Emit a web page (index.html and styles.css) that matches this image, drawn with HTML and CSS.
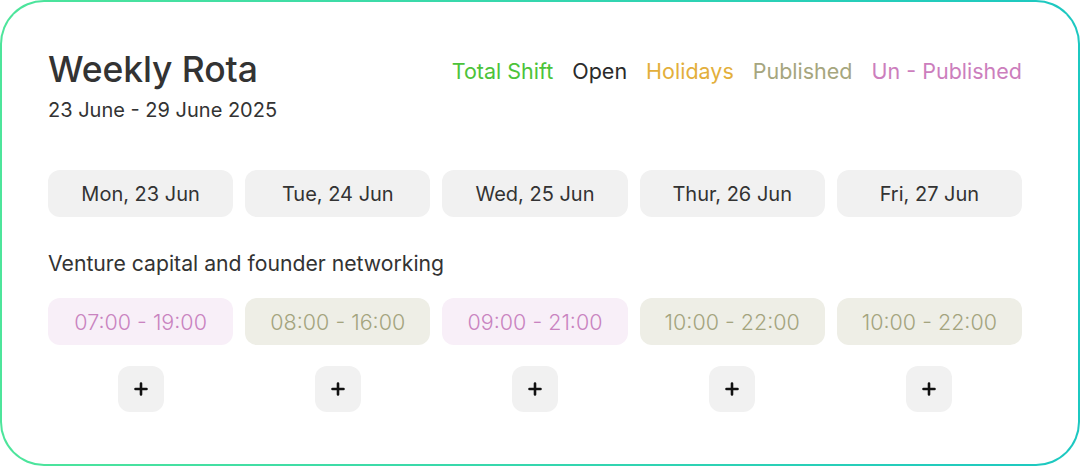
FILE: index.html
```html
<!DOCTYPE html>
<html>
<head>
<meta charset="utf-8">
<link rel="stylesheet" href="styles.css">
</head>
<body>
<div class="card">
  <div class="header">
    <div class="titles">
      <h1 class="title">Weekly Rota</h1>
      <div class="range">23 June - 29 June 2025</div>
    </div>
    <div class="legend">
      <span class="lg-total">Total Shift</span>
      <span class="lg-open">Open</span>
      <span class="lg-hol">Holidays</span>
      <span class="lg-pub">Published</span>
      <span class="lg-unpub">Un - Published</span>
    </div>
  </div>
  <div class="grid days">
    <div class="day">Mon, 23 Jun</div>
    <div class="day">Tue, 24 Jun</div>
    <div class="day">Wed, 25 Jun</div>
    <div class="day">Thur, 26 Jun</div>
    <div class="day">Fri, 27 Jun</div>
  </div>
  <div class="section">Venture capital and founder networking</div>
  <div class="grid shifts">
    <div class="shift unpub">07:00 - 19:00</div>
    <div class="shift pub">08:00 - 16:00</div>
    <div class="shift unpub">09:00 - 21:00</div>
    <div class="shift pub">10:00 - 22:00</div>
    <div class="shift pub">10:00 - 22:00</div>
  </div>
  <div class="grid adds">
    <div class="addcell"><button class="add"><svg width="14" height="14" viewBox="0 0 14 14"><path d="M7 1.5v11M1.5 7h11" stroke="#111" stroke-width="2.6" stroke-linecap="round"/></svg></button></div>
    <div class="addcell"><button class="add"><svg width="14" height="14" viewBox="0 0 14 14"><path d="M7 1.5v11M1.5 7h11" stroke="#111" stroke-width="2.6" stroke-linecap="round"/></svg></button></div>
    <div class="addcell"><button class="add"><svg width="14" height="14" viewBox="0 0 14 14"><path d="M7 1.5v11M1.5 7h11" stroke="#111" stroke-width="2.6" stroke-linecap="round"/></svg></button></div>
    <div class="addcell"><button class="add"><svg width="14" height="14" viewBox="0 0 14 14"><path d="M7 1.5v11M1.5 7h11" stroke="#111" stroke-width="2.6" stroke-linecap="round"/></svg></button></div>
    <div class="addcell"><button class="add"><svg width="14" height="14" viewBox="0 0 14 14"><path d="M7 1.5v11M1.5 7h11" stroke="#111" stroke-width="2.6" stroke-linecap="round"/></svg></button></div>
  </div>
</div>
</body>
</html>
```
FILE: styles.css
```css
* { box-sizing: border-box; }
html, body { margin: 0; padding: 0; background: #fff; }
body { width: 1080px; height: 466px; font-family: Inter, "Open Sans", sans-serif; color: #333; }
.card {
  width: 1080px; height: 466px;
  border: 2px solid transparent;
  border-radius: 44px;
  background: linear-gradient(#fff, #fff) padding-box, linear-gradient(90deg, #4de59b, #1cc8c1) border-box;
  padding: 46px 56px 0 46px;
}
.header { display: flex; justify-content: space-between; align-items: flex-start; height: 77px; }
.title { margin: 0; font-size: 35.5px; font-weight: 500; line-height: 44px; color: #333; letter-spacing: -0.1px; }
.range { font-size: 20px; line-height: 24px; margin-top: 6px; color: #333; }
.legend { display: flex; gap: 19px; font-size: 21.5px; line-height: 26px; padding-top: 10px; }
.lg-total { color: #4cc33a; }
.lg-open { color: #2a2a2a; }
.lg-hol { color: #e3af3b; }
.lg-pub { color: #a6a67e; }
.lg-unpub { color: #cc7ebd; }
.grid { display: grid; grid-template-columns: repeat(5, 1fr); column-gap: 12px; }
.days { margin-top: 45px; }
.day {
  height: 47px; border-radius: 12px; background: #f1f1f1;
  display: flex; align-items: center; justify-content: center;
  font-size: 20px; color: #333;
}
.section { margin-top: 33px; font-size: 21.2px; line-height: 26px; color: #333; }
.shifts { margin-top: 22px; }
.shift {
  height: 47px; border-radius: 12px;
  display: flex; align-items: center; justify-content: center;
  font-size: 21.5px; font-weight: 300;
}
.shift.unpub { background: #f8eff8; color: #c983c0; }
.shift.pub { background: #eeeee6; color: #a4a47e; }
.adds { margin-top: 21px; }
.addcell { display: flex; justify-content: center; }
.add {
  width: 46px; height: 46px; border: 0; border-radius: 12px; background: #f1f1f1;
  display: flex; align-items: center; justify-content: center; padding: 0;
}
```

##########

» Problem description
Which lines contain "index"? Copy each of them.

» Worked answer
Emit a web page (index.html and styles.css) that matches this image, drawn with HTML and CSS.
FILE: index.html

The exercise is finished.